Russian deputy economic development minister Andrei Klepach has estimated the economy will contract by 0.2 percent during this year.

As oil prices have remained low for months, Russia has found itself in the additionally difficult situation of having to spend large amounts of its foreign currency reserves to control the ruble's depreciation.

Russia has spent over one-quarter of its foreign exchange reserves -- the world's third largest -- supporting the ruble in recent months, cutting the value of the cash pile to $426.5 billion.

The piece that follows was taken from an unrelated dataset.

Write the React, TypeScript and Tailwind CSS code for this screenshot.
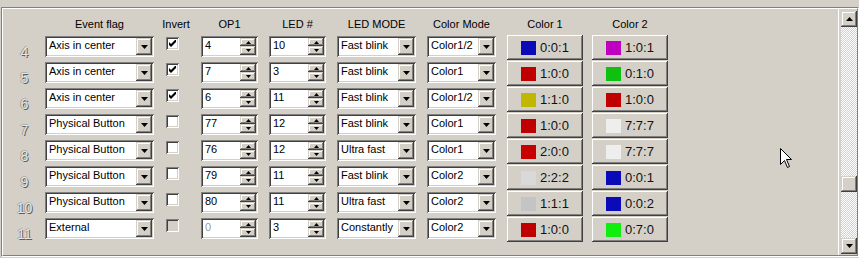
import * as React from 'react';

type Row = {
  n: number;
  flag: string;
  inv: boolean;
  op: string;
  led: string;
  mode: string;
  cm: string;
  c1: [string, string];
  c2: [string, string];
  off?: boolean;
};

const rows: Row[] = [
  { n: 4, flag: 'Axis in center', inv: true, op: '4', led: '10', mode: 'Fast blink', cm: 'Color1/2', c1: ['#0a0ab8', '0:0:1'], c2: ['#c000c0', '1:0:1'] },
  { n: 5, flag: 'Axis in center', inv: true, op: '7', led: '3', mode: 'Fast blink', cm: 'Color1', c1: ['#c00000', '1:0:0'], c2: ['#10c010', '0:1:0'] },
  { n: 6, flag: 'Axis in center', inv: true, op: '6', led: '11', mode: 'Fast blink', cm: 'Color1/2', c1: ['#c0b800', '1:1:0'], c2: ['#c00000', '1:0:0'] },
  { n: 7, flag: 'Physical Button', inv: false, op: '77', led: '12', mode: 'Fast blink', cm: 'Color1', c1: ['#c00000', '1:0:0'], c2: ['#eeeeee', '7:7:7'] },
  { n: 8, flag: 'Physical Button', inv: false, op: '76', led: '12', mode: 'Ultra fast', cm: 'Color1', c1: ['#c80000', '2:0:0'], c2: ['#eeeeee', '7:7:7'] },
  { n: 9, flag: 'Physical Button', inv: false, op: '79', led: '11', mode: 'Fast blink', cm: 'Color2', c1: ['#d9d9d9', '2:2:2'], c2: ['#0a0ab8', '0:0:1'] },
  { n: 10, flag: 'Physical Button', inv: false, op: '80', led: '11', mode: 'Ultra fast', cm: 'Color2', c1: ['#c4c4c4', '1:1:1'], c2: ['#0a0ab8', '0:0:2'] },
  { n: 11, flag: 'External', inv: false, op: '0', led: '3', mode: 'Constantly', cm: 'Color2', c1: ['#c00000', '1:0:0'], c2: ['#10ee10', '0:7:0'], off: true },
];

const sunken =
  'shadow-[inset_1px_1px_0_#808080,inset_-1px_-1px_0_#ffffff,inset_2px_2px_0_#404040,inset_-2px_-2px_0_#d4d0c8]';
const raised =
  'shadow-[inset_-1px_-1px_0_#404040,inset_1px_1px_0_#d4d0c8,inset_-2px_-2px_0_#808080,inset_2px_2px_0_#ffffff]';
const pushBtn =
  'shadow-[inset_-1px_-1px_0_#404040,inset_1px_1px_0_#ffffff,inset_-2px_-2px_0_#808080]';

function Down({ w = 7 }: { w?: number }) {
  return (
    <svg width={w} height={Math.ceil(w / 2)} viewBox={`0 0 ${w} ${Math.ceil(w / 2)}`}>
      <polygon points={`0,0 ${w},0 ${w / 2},${Math.ceil(w / 2)}`} fill="#000" />
    </svg>
  );
}

function Up({ w = 7 }: { w?: number }) {
  return (
    <svg width={w} height={Math.ceil(w / 2)} viewBox={`0 0 ${w} ${Math.ceil(w / 2)}`}>
      <polygon points={`0,${Math.ceil(w / 2)} ${w},${Math.ceil(w / 2)} ${w / 2},0`} fill="#000" />
    </svg>
  );
}

function Combo({ value, w }: { value: string; w: string }) {
  return (
    <div className={`relative mt-[1px] h-[21px] bg-white ${sunken} ${w}`}>
      <div className="pl-[4px] pt-[3px] text-[11px] leading-[13px] text-black whitespace-nowrap">{value}</div>
      <div className={`absolute right-[2px] top-[2px] flex h-[17px] w-[16px] items-center justify-center bg-[#d4d0c8] ${raised}`}>
        <Down />
      </div>
    </div>
  );
}

function Spin({ value, off }: { value: string; off?: boolean }) {
  return (
    <div className={`relative mt-[1px] h-[21px] w-[57px] bg-white ${sunken}`}>
      <div className={`pl-[4px] pt-[3px] text-[11px] leading-[13px] ${off ? 'text-[#9a9a9a]' : 'text-black'}`}>{value}</div>
      <div className="absolute right-[2px] top-[2px] flex w-[16px] flex-col">
        <div className={`flex h-[8px] items-center justify-center bg-[#d4d0c8] ${raised}`}>
          <Up w={5} />
        </div>
        <div className={`flex h-[9px] items-center justify-center bg-[#d4d0c8] ${raised}`}>
          <Down w={5} />
        </div>
      </div>
    </div>
  );
}

function Check({ on, off }: { on: boolean; off?: boolean }) {
  return (
    <div className={`ml-[6px] mt-[2px] relative h-[13px] w-[13px] ${off ? 'bg-[#d4d0c8]' : 'bg-white'} ${sunken}`}>
      {on && (
        <svg className="absolute left-[3px] top-[3px]" width="7" height="7" viewBox="0 0 7 7">
          <path d="M0 2 L2 4 L7 -1 L7 2 L2 7 L0 5 Z" fill="#000" />
        </svg>
      )}
    </div>
  );
}

function ColorBtn({ c, ml }: { c: [string, string]; ml: string }) {
  return (
    <div className={`flex h-[25px] w-[76px] items-center justify-center gap-[4px] bg-[#d4d0c8] ${pushBtn} ${ml}`}>
      <span className="h-[14px] w-[15px]" style={{ background: c[0] }} />
      <span className="text-[13px] leading-[15px] text-[#111]">{c[1]}</span>
    </div>
  );
}

export default function App() {
  const head = 'text-center text-[11px] leading-[13px] text-black';
  return (
    <div className="relative h-[258px] w-[859px] overflow-hidden bg-[#d4d0c8] pl-[1px] pt-[7px] [font-family:'Liberation_Sans',Arial,sans-serif]">
      <div className="h-[250px] w-[858px] border border-b-white border-l-[#808080] border-r-white border-t-[#808080]">
        <div className="flex h-full border border-b-[#808080] border-l-white border-r-[#808080] border-t-white">
          <div className="flex flex-1 flex-col border-r border-white pt-[9px]">
            <div className="flex h-[13px]">
              <div className="w-[42px]" />
              <div className={`w-[109px] ${head}`}>Event flag</div>
              <div className={`ml-[6px] w-[32px] ${head}`}>Invert</div>
              <div className={`ml-[9px] w-[57px] ${head}`}>OP1</div>
              <div className={`ml-[11px] w-[57px] ${head}`}>LED #</div>
              <div className={`ml-[11px] w-[79px] ${head}`}>LED MODE</div>
              <div className={`ml-[11px] w-[69px] ${head}`}>Color Mode</div>
              <div className={`ml-[11px] w-[76px] ${head}`}>Color 1</div>
              <div className={`ml-[9px] w-[76px] ${head}`}>Color 2</div>
            </div>
            <div className="mt-[4px] flex flex-col">
              {rows.map((r) => (
                <div key={r.n} className="flex h-[26px] items-start">
                  <div className="mt-[9px] w-[42px] pl-[1px] text-center text-[14px] leading-[16px] text-[#e6e6e6] [text-shadow:1px_1px_0_#5c5c5c,-1px_0_0_#9a9a9a,0_-1px_0_#b0b0b0]">
                    {r.n}
                  </div>
                  <Combo value={r.flag} w="w-[109px]" />
                  <div className="ml-[6px] w-[32px]">
                    <Check on={r.inv} off={r.off} />
                  </div>
                  <div className="ml-[9px]">
                    <Spin value={r.op} off={r.off} />
                  </div>
                  <div className="ml-[11px]">
                    <Spin value={r.led} />
                  </div>
                  <div className="ml-[11px]">
                    <Combo value={r.mode} w="w-[79px]" />
                  </div>
                  <div className="ml-[11px]">
                    <Combo value={r.cm} w="w-[69px]" />
                  </div>
                  <ColorBtn c={r.c1} ml="ml-[11px]" />
                  <ColorBtn c={r.c2} ml="ml-[9px]" />
                </div>
              ))}
            </div>
          </div>
          <div className="mb-[1px] ml-[2px] mt-[2px] flex w-[16px] flex-col bg-[repeating-conic-gradient(#d4d0c8_0_25%,#ffffff_0_50%)] bg-[length:2px_2px]">
            <div className={`flex h-[16px] items-center justify-center bg-[#d4d0c8] ${raised}`}>
              <Up />
            </div>
            <div className="flex-1">
              <div className={`mt-[149px] h-[16px] bg-[#d4d0c8] ${raised}`} />
            </div>
            <div className={`flex h-[16px] items-center justify-center bg-[#d4d0c8] ${raised}`}>
              <Down />
            </div>
          </div>
        </div>
      </div>
      <svg className="absolute left-[780px] top-[148px]" width="13" height="22" viewBox="0 0 13 22">
        <path d="M0.5 0.5 L0.5 16.5 L4.5 12.5 L7.5 19.5 L9.5 18.5 L6.5 11.5 L11.5 11.5 Z" fill="#fff" stroke="#000" strokeWidth="1" />
      </svg>
    </div>
  );
}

The strategy is to avoid the swift collapse of the ruble that Russia experienced when oil prices slumped in 1998. The ruble's sudden loss of value at that time threw Russian businesses into a tailspin and severely shook ordinary citizens' confidence in the government.

Rampant Speculation

Seninsky says that by announcing today's devaluation will be the last "for the coming months," the Central Bank also hopes to control another perennial risk in times of Russian financial crises: rampant currency speculation by traders.

"The ongoing devaluation created perfect conditions for currency speculators," Seninsky says. "Experts calculated long ago that between the start of November and the middle of January, the interest from hard currency deposits in rubles could earn a return equivalent to 150 percent per year."

That is, if one used rubles to buy dollars in November, one could sell those dollars for one-and-a-half times more rubles today.

Where could the ruble finally stabilize? That is a question no one can answer yet. But Moscow has expressed its hopes.

President Dmitry Medvedev's chief economic adviser, Arkady Dvorkovich, said recently that he believes the ruble could finally stabilize at rate of just over 35 to the dollar.

But the Kremlin doesn't appear confident enough in that forecast to let the ruble float freely.